SFU Core (Complex Vector Operations)

The SFU (Special Function Unit) handles the Transformer’s non-linear operations — Softmax, GELU, RMSNorm, and RoPE. In the ISA, these appear under the CVO (Complex Vector Operation) opcode family.

1. Configuration

Parameter

Value

Unit pipeline

1 BF16 scalar / clk (streaming — a single operation works its way through IN_length elements one cycle at a time)

Instances

1 (single CVO_top, shared by both slices)

Sub-units

CVO_sfu_unit (EXP / SQRT / GELU / RECIP / SCALE / REDUCE_SUM) + CVO_cordic_unit (SIN / COS)

Internal precision

BF16 / FP32 (dynamic promotion)

Supported functions

EXP, SQRT, GELU, SIN, COS, REDUCE_SUM, SCALE, RECIP

2. Precision Promotion Strategy

Inputs and outputs stay in INT8 or BF16 to keep L2 bandwidth usage reasonable, but internal computation is promoted as follows.

Function

Input

Internal

Rationale

CVO_EXP

BF16

FP32

Overflow protection (softened further by the sub_emax flag in softmax).

CVO_SQRT

BF16

FP32

Numerical stability for RMSNorm’s 1/sqrt(var + ε).

CVO_GELU

BF16

BF16

Approximation (tanh or rational) suffices.

CVO_SIN / COS

BF16

FP32

Prevents phase drift in RoPE.

CVO_REDUCE_SUM

BF16 / INT8

FP32

Minimizes long-running accumulation error.

CVO_SCALE

INT8 / BF16

BF16

Dequantize × scalar.

CVO_RECIP

BF16

FP32

Softmax denominator, layer-norm divisor.

3. Implementation Techniques

3.1 CORDIC + LUT Hybrid

Inherits from v001’s CVO_cordic_unit.sv and CVO_sfu_unit.sv:

  • CORDIC: iterative-convergence operators — SIN, COS, SQRT, RECIP. 15–20 pipeline stages.

  • LUT + polynomial correction: EXP and GELU. The LUT produces a coarse estimate; a 2nd- or 3rd-order polynomial refines it.

3.2 Reduction

CVO_REDUCE_SUM uses the BF16 accumulator inside CVO_sfu_unit to sum one element per cycle serially for IN_length cycles, then emits the scalar sum. When upstream data arrives as a 32-wide GEMV output, the GEMV reduction tree has already collapsed that to a scalar, so the SFU only needs to accumulate and normalise. Softmax’s denominator is the canonical user.

3.3 Softmax Fast Path

Softmax decomposes into a 3-instruction sequence.

        sequenceDiagram
  autonumber
  participant D as Dispatcher
  participant S as SFU
  participant E as e_max reg
  D->>S: CVO_REDUCE_SUM (flags.findemax)
  S->>E: update e_max
  D->>S: CVO_EXP (flags.sub_emax)
  S->>S: exp(x − e_max)
  D->>S: CVO_RECIP × CVO_SCALE
  S-->>D: softmax(x)
    

The findemax and sub_emax flags perform online max-normalization in hardware, so the software layer never has to run a separate scan pass.

4. Pipeline Integration

The SFU is wired to the GEMV core through a direct FIFO, enabling two tight loops.

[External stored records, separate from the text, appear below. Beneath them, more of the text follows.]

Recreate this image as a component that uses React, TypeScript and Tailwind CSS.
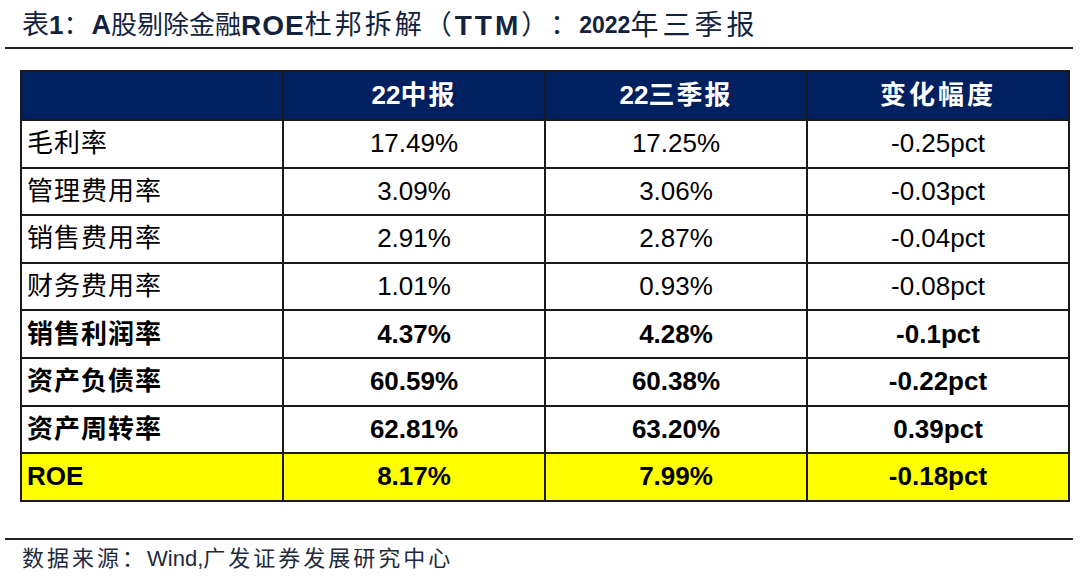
const rows = [
  { label: "毛利率", h1: "17.49%", q3: "17.25%", chg: "-0.25pct", bold: false },
  { label: "管理费用率", h1: "3.09%", q3: "3.06%", chg: "-0.03pct", bold: false },
  { label: "销售费用率", h1: "2.91%", q3: "2.87%", chg: "-0.04pct", bold: false },
  { label: "财务费用率", h1: "1.01%", q3: "0.93%", chg: "-0.08pct", bold: false },
  { label: "销售利润率", h1: "4.37%", q3: "4.28%", chg: "-0.1pct", bold: true },
  { label: "资产负债率", h1: "60.59%", q3: "60.38%", chg: "-0.22pct", bold: true },
  { label: "资产周转率", h1: "62.81%", q3: "63.20%", chg: "0.39pct", bold: true },
];

const cell = "border-2 border-[#1a1a1a]";

export default function App() {
  return (
    <div className="w-[1080px] h-[582px] bg-white overflow-hidden [text-spacing-trim:space-all] font-['Liberation_Sans','Noto_Sans_CJK_SC',sans-serif]">
      {/* Title: CJK set in regular weight, latin in bold */}
      <div className="h-[47px] pl-[22px] pt-[4px] flex items-center font-bold text-[#14233d] whitespace-nowrap">
        <span className="text-[27px] font-normal">表</span>
        <span className="text-[26px]">1</span>
        <span className="text-[26px] font-normal tracking-[2px]">：</span>
        <span className="text-[27px]">A</span>
        <span className="text-[26px] font-normal">股剔除金融</span>
        <span className="text-[28px] tracking-[1px]">ROE</span>
        <span className="text-[27px] font-normal tracking-[3px]">杜邦拆解（</span>
        <span className="text-[28px] tracking-[3px]">TTM</span>
        <span className="text-[27px] font-normal tracking-[2px]">）：</span>
        <span className="text-[23px]">2022</span>
        <span className="text-[28px] font-normal tracking-[4px]">年三季报</span>
      </div>
      <div className="ml-[5px] w-[1068px] h-[2px] bg-[#222]" />

      {/* Table */}
      <table className="mt-[21px] ml-[20px] w-[1050px] table-fixed border-collapse text-[26px] text-black">
        <thead>
          <tr className="h-[49px] bg-[#002060] text-white">
            <th className={cell} />
            <th className={`${cell} font-bold`}>
              22<span className="tracking-[2px]">中报</span>
            </th>
            <th className={`${cell} font-bold`}>
              22<span className="tracking-[2px]">三季报</span>
            </th>
            <th className={`${cell} font-bold tracking-[3px]`}>变化幅度</th>
          </tr>
        </thead>
        <tbody>
          {rows.map((r) => (
            <tr key={r.label} className={`h-[47.6px] ${r.bold ? "font-bold" : "font-normal"}`}>
              <td className={`${cell} pl-[5px] tracking-[1px]`}>{r.label}</td>
              <td className={`${cell} text-center`}>{r.h1}</td>
              <td className={`${cell} text-center`}>{r.q3}</td>
              <td className={`${cell} text-center`}>{r.chg}</td>
            </tr>
          ))}
          <tr className="h-[47.6px] bg-[#ffff00] font-bold">
            <td className={`${cell} pl-[5px]`}>ROE</td>
            <td className={`${cell} text-center`}>8.17%</td>
            <td className={`${cell} text-center`}>7.99%</td>
            <td className={`${cell} text-center`}>-0.18pct</td>
          </tr>
        </tbody>
      </table>

      {/* Source */}
      <div className="mt-[36px] ml-[5px] w-[1068px] h-[2px] bg-[#222]" />
      <div className="mt-[4px] pl-[22px] h-[30px] flex items-center text-[22px] text-[#1f2a3a] whitespace-nowrap">
        <span className="tracking-[3px]">数据来源：</span>
        <span>Wind,</span>
        <span className="tracking-[3px]">广发证券发展研究中心</span>
      </div>
    </div>
  );
}
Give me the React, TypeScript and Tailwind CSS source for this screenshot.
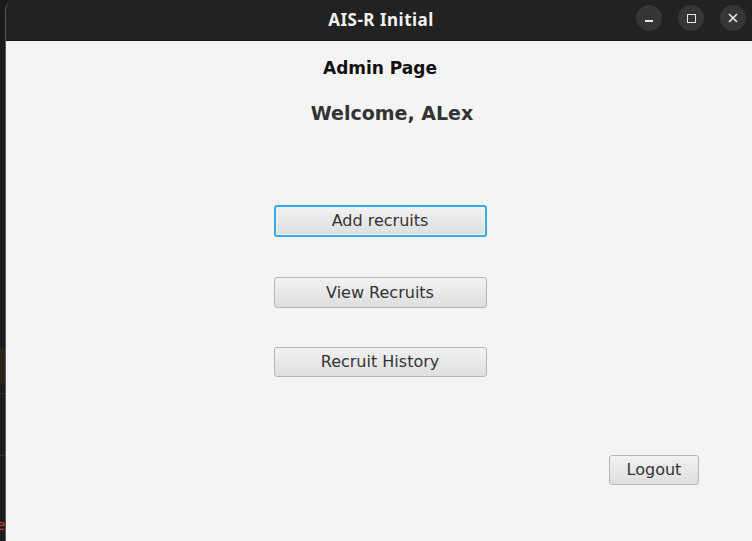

  • GEMV → SFU: Attention’s Q·K^T softmax and the FFN’s GEMV → GELU hand-offs skip the L2 round trip.

  • SFU → GEMV: the softmax output is multiplied with V immediately, again without going through L2.

The SFU supports async execution (the async_e ISA field) so the controller can dispatch the next instruction without waiting for completion. Completion notifications are handled by fsmout_npu_stat_collector (inherited from v001).

5. Physical Placement

The floorplan (Physical Floorplan) reserves a single SFU instance near the centre, accessible to both slices. Siting it adjacent to the GEMV cores keeps the direct FIFO between GEMV and SFU as short as possible.

6. Scalability

Adding a function to the CVO table (cvo_func_e in Per-Instruction Encoding) requires:

  1. Extending the cvo_func_e enum (4 bits total, 8 of 16 used so far).

  2. Adding the corresponding CORDIC / LUT block inside the SFU.

  3. Updating the Dispatcher’s decode table.

The hardware function slots are gated by a generate parameter SFU_ENABLE_MASK, letting you drop unused functions from synthesis to save LUTs.